▸ **EXERCISE TASK**
Restate, exactly and without pictures, the lines from the start of the listing below through the line holding "import React from 'react';".

▸ **DATA**
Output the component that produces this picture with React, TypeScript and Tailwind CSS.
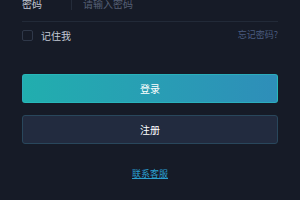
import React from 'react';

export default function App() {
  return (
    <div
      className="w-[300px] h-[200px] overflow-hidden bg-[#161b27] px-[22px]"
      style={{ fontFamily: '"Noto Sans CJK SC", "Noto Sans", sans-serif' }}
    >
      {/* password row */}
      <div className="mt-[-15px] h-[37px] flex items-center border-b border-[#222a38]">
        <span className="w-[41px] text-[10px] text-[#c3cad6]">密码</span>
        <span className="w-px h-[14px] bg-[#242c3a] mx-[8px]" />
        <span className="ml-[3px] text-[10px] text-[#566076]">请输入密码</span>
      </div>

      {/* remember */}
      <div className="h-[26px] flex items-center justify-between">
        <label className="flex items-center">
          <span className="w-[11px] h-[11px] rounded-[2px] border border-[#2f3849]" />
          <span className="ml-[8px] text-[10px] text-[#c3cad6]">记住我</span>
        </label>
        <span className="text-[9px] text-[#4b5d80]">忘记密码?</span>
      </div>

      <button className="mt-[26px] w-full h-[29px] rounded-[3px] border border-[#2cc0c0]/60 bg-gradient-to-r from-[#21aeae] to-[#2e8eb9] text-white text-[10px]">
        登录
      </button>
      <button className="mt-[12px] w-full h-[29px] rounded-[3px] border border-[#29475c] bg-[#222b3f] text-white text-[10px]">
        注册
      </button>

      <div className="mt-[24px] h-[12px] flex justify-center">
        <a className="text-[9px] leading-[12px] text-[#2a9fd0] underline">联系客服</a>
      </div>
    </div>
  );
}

▸ **SOLVED PROBLEM**
Output the component that produces this picture with React, TypeScript and Tailwind CSS.
import React from 'react';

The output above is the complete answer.